The first half of Leon’s memoir follows this narrative of derailment at a startlingly exponential pace, as these troubles at home coupled with racist comments at school and sexual abuse snowballed into something worse: drinking and doing drugs at school, physically fighting classmates, and lashing out at his mom.
And while most high schoolers spend their time writing their name on their college applications, Leon worked as a sex worker, losing his name and sense of self: “I played the roles I needed to play. I was Carlos, Jose, Tony, Xavier, Adrian, Robbie, Mugeul, or any other name that would come to mind…To lose my name was to lose myself…I was a sex worker — used to being objectified with no human value other than sex.”
Sixteen-year-old Leon leaned on the crutches of drugs, alcohol, and violence to live through these traumas. And there’s a sense of frustration and situational irony while reading Leon’s memoir, as so many people in Leon’s life can’t see his internal dialogue of mental illness and struggle. But finally, much to the relief of both Leon and the reader, while many seemed to normalize and overlook his behavior as that of another troubled teenager, a few people take notice — resetting Leon’s life.
A school counselor places Leon in a program to finish high school on time. A San Diego State University student looking to recruit Latino high school students introduces Leon to the possibility of a college education. A girlfriend convinces Leon to attend Narcotics Anonymous, where Leon would meet his sponsor.
With each new person in Leon’s life, the reader gains another life lesson, another pivotal piece of advice that guides Leon. And while some memoirs read as a personal reflection with little regard to an audience, it seems that Leon so openly shares these intimate moments in his life with a sense of altruism, gifting the reader these same life lessons that redirected his own life.
Out of all of the lessons and quotes from important people in Leon’s life, one of the most touching comments came from Leon’s NA sponsor. After Leon comes out to his sponsor as gay, his sponsor immediately responds, “‘I love you exactly for you who are.

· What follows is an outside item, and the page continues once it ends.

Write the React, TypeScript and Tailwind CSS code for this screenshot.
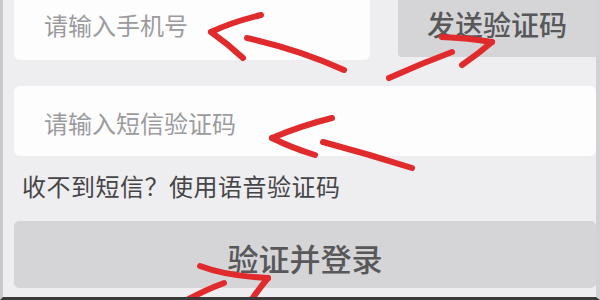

Remember, Jess, people who judge don’t matter, and people who matter don’t judge.’” Leon uses his writing to pay homage to the impact of these angels throughout his life, commenting on the collective power of community to shape the individual.

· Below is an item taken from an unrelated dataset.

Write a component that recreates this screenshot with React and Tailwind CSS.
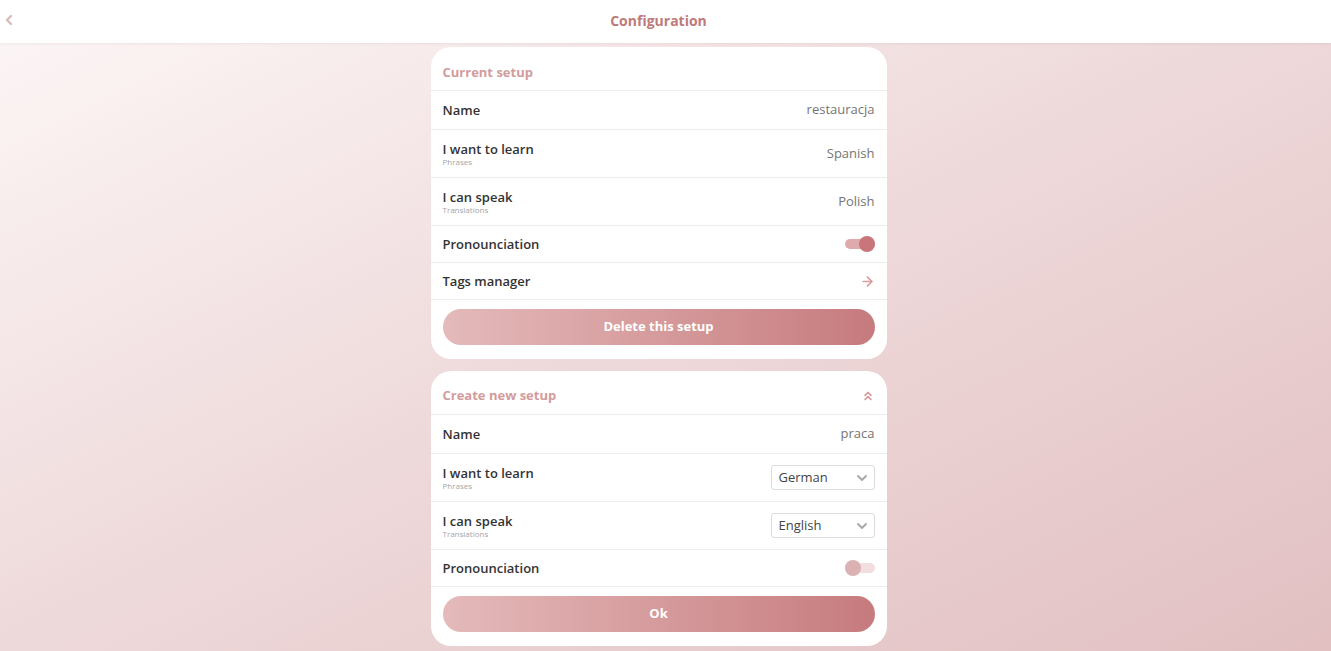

After writing his UC Berkeley college thesis on the HIV crisis in prisons, a mentor encouraged Leon to apply to graduate school at Harvard. It wasn’t until Leon came to Harvard, however, that he realized the bittersweet nature of becoming a success story: that when radiating personal triumph, the importance of mentors and friends can be reduced to shadows. “I learned there that being the success story comes with both a benefit and a curse,” he writes. “Sometimes people interpret my success as that of an individual who pulled himself up by his own bootstraps, as opposed to my success being the product of a network, of the efforts of many people, some of them total strangers and at different touch points in my life, who made sure I did not fail. For me, there were no bootstraps.”
By offering this quote at the end of his memoir, Leon reminds readers to think of a higher power in life that leads to these often random, yet pivotal relationships as a gift to move forward. A skim of this book will provide readers with one life story: the unbelievably rocky, yet victorious life of Jesse Leon. A deeper read, however, will reveal that dozens of important characters shaped the course of Leon’s life.